• _Information shown_:
════════════════

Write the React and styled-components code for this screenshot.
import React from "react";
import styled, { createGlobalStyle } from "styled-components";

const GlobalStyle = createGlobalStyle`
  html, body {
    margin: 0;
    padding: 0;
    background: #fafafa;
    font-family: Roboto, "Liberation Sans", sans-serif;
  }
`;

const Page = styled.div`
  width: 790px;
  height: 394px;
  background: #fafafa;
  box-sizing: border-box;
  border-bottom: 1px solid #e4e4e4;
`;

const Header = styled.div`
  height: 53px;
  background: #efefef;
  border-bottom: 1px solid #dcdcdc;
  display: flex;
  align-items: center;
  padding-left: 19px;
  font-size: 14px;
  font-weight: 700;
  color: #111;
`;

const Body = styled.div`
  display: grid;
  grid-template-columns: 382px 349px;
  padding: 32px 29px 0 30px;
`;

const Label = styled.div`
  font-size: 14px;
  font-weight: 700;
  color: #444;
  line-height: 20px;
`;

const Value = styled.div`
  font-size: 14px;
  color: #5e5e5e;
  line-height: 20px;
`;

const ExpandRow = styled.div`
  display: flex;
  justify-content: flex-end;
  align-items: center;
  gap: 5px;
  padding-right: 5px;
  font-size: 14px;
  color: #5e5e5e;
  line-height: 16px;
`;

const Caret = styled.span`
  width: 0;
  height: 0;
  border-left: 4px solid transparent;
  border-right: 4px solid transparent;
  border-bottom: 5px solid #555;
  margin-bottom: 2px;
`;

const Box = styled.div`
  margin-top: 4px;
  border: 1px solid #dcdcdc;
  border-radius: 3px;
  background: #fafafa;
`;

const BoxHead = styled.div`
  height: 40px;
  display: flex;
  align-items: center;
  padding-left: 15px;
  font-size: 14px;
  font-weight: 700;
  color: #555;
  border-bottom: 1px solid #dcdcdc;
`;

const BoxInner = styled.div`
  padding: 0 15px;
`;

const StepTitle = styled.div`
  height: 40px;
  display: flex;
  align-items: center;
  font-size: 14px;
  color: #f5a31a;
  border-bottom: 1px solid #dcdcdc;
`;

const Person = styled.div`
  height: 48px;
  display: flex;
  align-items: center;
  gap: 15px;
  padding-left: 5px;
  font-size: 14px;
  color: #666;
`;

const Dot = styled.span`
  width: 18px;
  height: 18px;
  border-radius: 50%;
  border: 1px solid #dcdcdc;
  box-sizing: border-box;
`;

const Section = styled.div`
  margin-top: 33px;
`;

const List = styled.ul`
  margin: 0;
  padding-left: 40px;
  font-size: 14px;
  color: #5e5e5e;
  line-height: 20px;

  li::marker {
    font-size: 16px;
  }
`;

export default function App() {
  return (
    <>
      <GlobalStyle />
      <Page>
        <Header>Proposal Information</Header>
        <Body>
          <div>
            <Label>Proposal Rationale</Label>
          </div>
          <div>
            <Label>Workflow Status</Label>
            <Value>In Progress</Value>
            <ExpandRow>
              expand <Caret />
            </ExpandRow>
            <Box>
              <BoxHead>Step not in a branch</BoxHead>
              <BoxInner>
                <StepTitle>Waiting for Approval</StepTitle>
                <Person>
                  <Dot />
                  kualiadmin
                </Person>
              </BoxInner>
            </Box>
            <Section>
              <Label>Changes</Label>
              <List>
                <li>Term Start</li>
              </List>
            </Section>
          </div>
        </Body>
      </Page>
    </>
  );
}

════════════════

• _Exercise directions_: Restate the data above exactly, keeping each word as it stands.

• _Right answer_:
Write the React and styled-components code for this screenshot.
import React from "react";
import styled, { createGlobalStyle } from "styled-components";

const GlobalStyle = createGlobalStyle`
  html, body {
    margin: 0;
    padding: 0;
    background: #fafafa;
    font-family: Roboto, "Liberation Sans", sans-serif;
  }
`;

const Page = styled.div`
  width: 790px;
  height: 394px;
  background: #fafafa;
  box-sizing: border-box;
  border-bottom: 1px solid #e4e4e4;
`;

const Header = styled.div`
  height: 53px;
  background: #efefef;
  border-bottom: 1px solid #dcdcdc;
  display: flex;
  align-items: center;
  padding-left: 19px;
  font-size: 14px;
  font-weight: 700;
  color: #111;
`;

const Body = styled.div`
  display: grid;
  grid-template-columns: 382px 349px;
  padding: 32px 29px 0 30px;
`;

const Label = styled.div`
  font-size: 14px;
  font-weight: 700;
  color: #444;
  line-height: 20px;
`;

const Value = styled.div`
  font-size: 14px;
  color: #5e5e5e;
  line-height: 20px;
`;

const ExpandRow = styled.div`
  display: flex;
  justify-content: flex-end;
  align-items: center;
  gap: 5px;
  padding-right: 5px;
  font-size: 14px;
  color: #5e5e5e;
  line-height: 16px;
`;

const Caret = styled.span`
  width: 0;
  height: 0;
  border-left: 4px solid transparent;
  border-right: 4px solid transparent;
  border-bottom: 5px solid #555;
  margin-bottom: 2px;
`;

const Box = styled.div`
  margin-top: 4px;
  border: 1px solid #dcdcdc;
  border-radius: 3px;
  background: #fafafa;
`;

const BoxHead = styled.div`
  height: 40px;
  display: flex;
  align-items: center;
  padding-left: 15px;
  font-size: 14px;
  font-weight: 700;
  color: #555;
  border-bottom: 1px solid #dcdcdc;
`;

const BoxInner = styled.div`
  padding: 0 15px;
`;

const StepTitle = styled.div`
  height: 40px;
  display: flex;
  align-items: center;
  font-size: 14px;
  color: #f5a31a;
  border-bottom: 1px solid #dcdcdc;
`;

const Person = styled.div`
  height: 48px;
  display: flex;
  align-items: center;
  gap: 15px;
  padding-left: 5px;
  font-size: 14px;
  color: #666;
`;

const Dot = styled.span`
  width: 18px;
  height: 18px;
  border-radius: 50%;
  border: 1px solid #dcdcdc;
  box-sizing: border-box;
`;

const Section = styled.div`
  margin-top: 33px;
`;

const List = styled.ul`
  margin: 0;
  padding-left: 40px;
  font-size: 14px;
  color: #5e5e5e;
  line-height: 20px;

  li::marker {
    font-size: 16px;
  }
`;

export default function App() {
  return (
    <>
      <GlobalStyle />
      <Page>
        <Header>Proposal Information</Header>
        <Body>
          <div>
            <Label>Proposal Rationale</Label>
          </div>
          <div>
            <Label>Workflow Status</Label>
            <Value>In Progress</Value>
            <ExpandRow>
              expand <Caret />
            </ExpandRow>
            <Box>
              <BoxHead>Step not in a branch</BoxHead>
              <BoxInner>
                <StepTitle>Waiting for Approval</StepTitle>
                <Person>
                  <Dot />
                  kualiadmin
                </Person>
              </BoxInner>
            </Box>
            <Section>
              <Label>Changes</Label>
              <List>
                <li>Term Start</li>
              </List>
            </Section>
          </div>
        </Body>
      </Page>
    </>
  );
}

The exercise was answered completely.